Na Esquerda, o facto de os comunistas serem pela igualdade e os sociais-democratas também, não leva ninguém a chamar “comunistas” ou “estalinistas” aos sociais-democratas, nem a fazer amálgamas. O mesmo não acontece na Direita em que qualquer paralelo, por mais ténue, é prontamente amalgamado ao hitlerismo. E no sentido de ruptura ideológico-institucional há paralelos entre fascistas de ontem e populistas de hoje: o fenómeno da decadência, por exemplo, que há um século tinha mais valor e significado político, é hoje é sentido pelos europeus das classes trabalhadoras e médias, na desindustrialização e desnacionalização das suas economias. E o populismo é uma reacção ao aparente desinteresse da sorte dos povos das elites tradicionais económicas e políticas, mais voltadas para os “grandes desígnios” da comunidade internacional, do planeta e da espécie humana, animal e vegetal.

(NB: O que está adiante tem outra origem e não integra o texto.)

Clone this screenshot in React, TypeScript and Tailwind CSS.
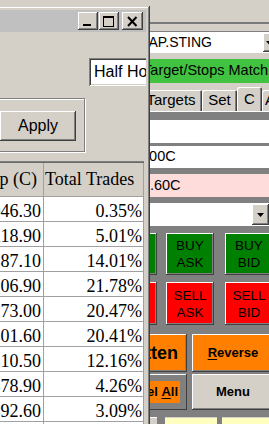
import React from 'react';

// classic 3D bevels
const raised =
  'shadow-[inset_-1px_-1px_0_#404040,inset_1px_1px_0_#ffffff,inset_-2px_-2px_0_#808080]';
const sunken =
  'shadow-[inset_1px_1px_0_#808080,inset_-1px_-1px_0_#ffffff,inset_2px_2px_0_#404040,inset_-2px_-2px_0_#d4d0c8]';
const frame =
  'shadow-[inset_-1px_-1px_0_#404040,inset_1px_1px_0_#d4d0c8,inset_-2px_-2px_0_#808080,inset_2px_2px_0_#ffffff]';

const stats = [
  ['1046.30', '0.35%'],
  ['1118.90', '5.01%'],
  ['1187.10', '14.01%'],
  ['1206.90', '21.78%'],
  ['1273.00', '20.47%'],
  ['1301.60', '20.41%'],
  ['1310.50', '12.16%'],
  ['1378.90', '4.26%'],
  ['1392.60', '3.09%'],
  ['1401.20', '0.44%'],
];

const DownArrow = () => (
  <svg width="7" height="4" viewBox="0 0 7 4">
    <path d="M0 0h7L3.5 4z" fill="#000" />
  </svg>
);

const Tab = ({ label, width, selected = false, left = false }: { label: string; width: string; selected?: boolean; left?: boolean }) => (
  <div
    className={`${width} ${selected ? 'h-[24px]' : 'h-[21px]'} ${left ? 'justify-start pl-[3px]' : 'justify-center'} shrink-0 flex items-center bg-[#d4d0c8] rounded-t-[2px] shadow-[inset_1px_1px_0_#ffffff,inset_-1px_0_0_#404040,inset_-2px_0_0_#808080]`}
  >
    {label}
  </div>
);

const TradePanel = () => (
  <div className="absolute left-[100px] top-0 w-[180px] h-[440px] flex flex-col bg-[#d4d0c8] text-[14px]">
    <div className="mt-[22px] h-[2px] bg-[#7a7a7a] shrink-0" />

    {/* symbol combo */}
    <div className="mt-[7px] h-[22px] shrink-0 flex bg-white border-t border-[#808080]">
      <div className="flex-1 flex items-center justify-end pr-[51px]">AP.STING</div>
      <div className={`w-[17px] my-[1px] bg-[#d4d0c8] flex items-center pl-[3px] ${raised}`}>
        <DownArrow />
      </div>
    </div>

    <div className="mt-[6px] h-[24px] shrink-0 bg-[#41c241] flex items-center justify-end pr-[12px] text-[14.5px]">
      Target/Stops Match
    </div>

    {/* tabs */}
    <div className="mt-[4px] h-[24px] shrink-0 flex items-end pl-[40px] text-[15px]">
      <Tab label="Targets" width="w-[62px]" />
      <Tab label="Set" width="w-[35px]" />
      <Tab label="C" width="w-[25px]" selected />
      <Tab label="Auto" width="w-[40px]" left />
    </div>
    <div className="h-px bg-white shrink-0" />

    <div className="flex-1 flex flex-col bg-[#808080]">
      <div className="mt-[8px] h-[23px] bg-white shrink-0" />
      <div className="mt-[3px] h-[22px] bg-white shrink-0 flex items-center pl-[37px] text-[14.5px]">1.00C</div>
      <div className="mt-[6px] h-[23px] bg-[#ffdcdc] shrink-0 flex items-center pl-[37px] text-[14.5px]">-0.60C</div>
      <div className="mt-[6px] h-[23px] bg-white shrink-0 flex mr-[11px]">
        <div className="flex-1" />
        <div className={`w-[17px] my-[1px] bg-[#d4d0c8] flex items-center justify-center ${raised}`}>
          <DownArrow />
        </div>
      </div>

      {/* order buttons */}
      <div className="mt-[7px] h-[42px] shrink-0 flex pl-[9px] text-[13.5px] leading-[17px] text-center">
        <div className={`w-[48px] bg-[#008000] ${raised}`} />
        <div className={`ml-[9px] w-[48px] bg-[#008000] flex items-center justify-center ${raised}`}>BUY<br />ASK</div>
        <div className={`ml-[11px] w-[48px] bg-[#008000] flex items-center justify-center ${raised}`}>BUY<br />BID</div>
      </div>
      <div className="mt-[7px] h-[43px] shrink-0 flex pl-[9px] text-[13.5px] leading-[17px] text-center">
        <div className={`w-[48px] bg-[#ff0000] ${raised}`} />
        <div className={`ml-[9px] w-[48px] bg-[#ff0000] flex items-center justify-center ${raised}`}>SELL<br />ASK</div>
        <div className={`ml-[11px] w-[48px] bg-[#ff0000] flex items-center justify-center ${raised}`}>SELL<br />BID</div>
      </div>

      <div className="mt-[9px] h-[38px] shrink-0 flex pl-[6px] font-bold">
        <div className={`w-[81px] bg-[#ff8000] flex items-center justify-end pr-[9px] text-[18px] whitespace-nowrap ${raised}`}>Flatten</div>
        <div className={`ml-[5px] w-[82px] bg-[#ff8000] flex items-center justify-center text-[13px] ${raised}`}>
          <span><span className="underline underline-offset-2">R</span>everse</span>
        </div>
      </div>
      <div className="mt-[2px] h-[36px] shrink-0 flex pl-[6px] font-bold text-[13px]">
        <div className={`w-[81px] bg-[#808080] flex items-center justify-end pr-[7px] ${raised}`}>
          <span className="bg-[#ff8000] h-[22px] px-[2px] flex items-center whitespace-nowrap">
            Cancel&nbsp;<span className="underline underline-offset-2">A</span>ll
          </span>
        </div>
        <div className={`ml-[5px] w-[82px] bg-[#d4d0c8] flex items-center justify-center ${raised}`}>Menu</div>
      </div>

      <div className="mt-[7px] h-[20px] shrink-0 flex pl-[9px]">
        <div className="w-[48px] bg-[#d4d0c8] border-t border-white" />
        <div className="ml-[8px] w-[52px] bg-[#ffffc0] border-t border-[#d4d0c8]" />
        <div className="ml-[5px] w-[58px] bg-[#ffffc0] border-t border-[#d4d0c8]" />
      </div>
    </div>
  </div>
);

const StatsWindow = () => (
  <div className={`absolute left-[-100px] top-[6px] w-[250px] h-[440px] bg-[#d4d0c8] p-[4px] flex flex-col ${frame}`}>
    {/* caption */}
    <div className="h-[22px] shrink-0 bg-[#c0c0c0] flex items-center justify-end pr-[3px]">
      <div className={`w-[20px] h-[18px] bg-[#d4d0c8] ${raised}`}>
        <svg width="20" height="18" viewBox="0 0 20 18">
          <rect x="5" y="12" width="8" height="2" fill="#000" />
        </svg>
      </div>
      <div className={`ml-[1px] w-[20px] h-[18px] bg-[#d4d0c8] ${raised}`}>
        <svg width="20" height="18" viewBox="0 0 20 18" fill="#000">
          <rect x="4" y="4" width="11" height="2" />
          <rect x="4" y="4" width="1" height="11" />
          <rect x="14" y="4" width="1" height="11" />
          <rect x="4" y="14" width="11" height="1" />
        </svg>
      </div>
      <div className={`ml-[3px] w-[21px] h-[18px] bg-[#d4d0c8] ${raised}`}>
        <svg width="21" height="18" viewBox="0 0 21 18">
          <path d="M6 5l8.5 9M14.5 5L6 14" stroke="#000" strokeWidth="2" />
        </svg>
      </div>
    </div>

    <div className="flex-1 flex flex-col overflow-hidden">
      <div className={`mt-[26px] ml-[185px] w-[120px] h-[28px] shrink-0 bg-white flex items-center pl-[5px] text-[16px] whitespace-nowrap ${sunken}`}>
        Half Hour
      </div>

      <div className="mt-[12px] ml-[56px] w-[125px] h-[54px] shrink-0 border border-[#808080] shadow-[inset_1px_1px_0_#ffffff,1px_1px_0_#ffffff] pt-[12px] pl-[39px]">
        <div className={`w-[76px] h-[30px] flex items-center justify-center text-[16px] ${raised}`}>Apply</div>
      </div>

      {/* distribution table */}
      <div className="mt-[9px] w-[240px] shrink-0 font-['Liberation_Serif','Times_New_Roman',serif] text-[18px]">
        <div className="h-px bg-[#808080]" />
        <div className="h-px bg-[#696969]" />
        <div className="grid grid-cols-[140px_100px]">
          <div className="h-[34px] leading-[33px] text-right pr-[6px] bg-[#d4d0c8] border-r border-b border-[#a0a0a0] whitespace-nowrap">
            Step (C)
          </div>
          <div className="h-[34px] leading-[33px] pl-[1px] bg-[#d4d0c8] border-r border-b border-[#a0a0a0] whitespace-nowrap">
            Total Trades
          </div>
          {stats.map(([price, pct]) => (
            <React.Fragment key={price}>
              <div className="h-[25px] leading-[20px] pt-[4px] text-right pr-[2px] bg-white border-r border-b border-[#a0a0a0]">
                {price}
              </div>
              <div className="h-[25px] leading-[20px] pt-[4px] text-right pr-[1px] bg-white border-r border-b border-[#a0a0a0]">
                {pct}
              </div>
            </React.Fragment>
          ))}
        </div>
      </div>
    </div>
  </div>
);

export default function App() {
  return (
    <div className="relative w-[269px] h-[424px] overflow-hidden bg-[#d4d0c8] text-black font-['Liberation_Sans',Arial,sans-serif]">
      <TradePanel />
      <StatsWindow />
    </div>
  );
}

É também uma reacção aos riscos da marginalização das nações europeias na luta China-Estados Unidos, sobretudo na lógica da “cruzada democrática” de Biden, que as atira para o dualismo The West against the Rest, com os europeus a suportarem os custos do enfrentamento com a Rússia por causa da Ucrânia. Identitariamente, em vez de uma “conspiração dos judeus”, há uma imigração com características culturais e incidências civilizacionais que parte da população europeia considera alheia, hostil e desintegradora para a sua identidade nacional.

E, finalmente, reage ainda a uma ameaça paralela e também internacionalista, embora de natureza diferente, à do bolchevismo de há cem anos: o ataque cultural aos valores e instituições euro-ocidentais – à Religião, à Nação, à Família – pelas novas ideologias do Wokismo e da Cultura do Cancelamento.

Meloni e os FDI respondem a tudo isto, caracterizando o que é histórico, passado e o que permanece: Mussolini é História e pertence à História; como o fascismo e o uso da violência e as imposições anti-liberais e anti-democráticas do Estado totalitário são História e pertencem à História. O objectivo da coligação italiana de Centro-Direita é defender os valores nacionais e conservadores em termos democráticos, eleitorais, procurando e conquistando o voto do povo.

E hoje são as elites do sistema que, através dos seus órgãos de formação, informação e deformação, são desconfiadas e críticas do voto popular, ao ponto de insistirem permanentemente no perigo do populismo, como uma forma de “enganar o povo”, repetindo argumentos que há cem anos os fascistas e os autoritários usavam para justificar a supressão das liberdades e da Liberdade. Veja-se o processo, em Itália, de adiar as eleições, que durou até Draghi se demitir, precipitando a crise.

Isto ao mesmo tempo que, nas áreas onde estabeleceram, senão o monopólio, pelo menos a hegemonia, os Woke e os seus cúmplices reprimem, expulsam, regulam, silenciam, cancelam, intimidam.

Mas fora daí – e apesar de uma propaganda sistémica e sistemática – a generalidade do povo italiano parece manter a sua liberdade de escolha. Vamos ver no dia 25.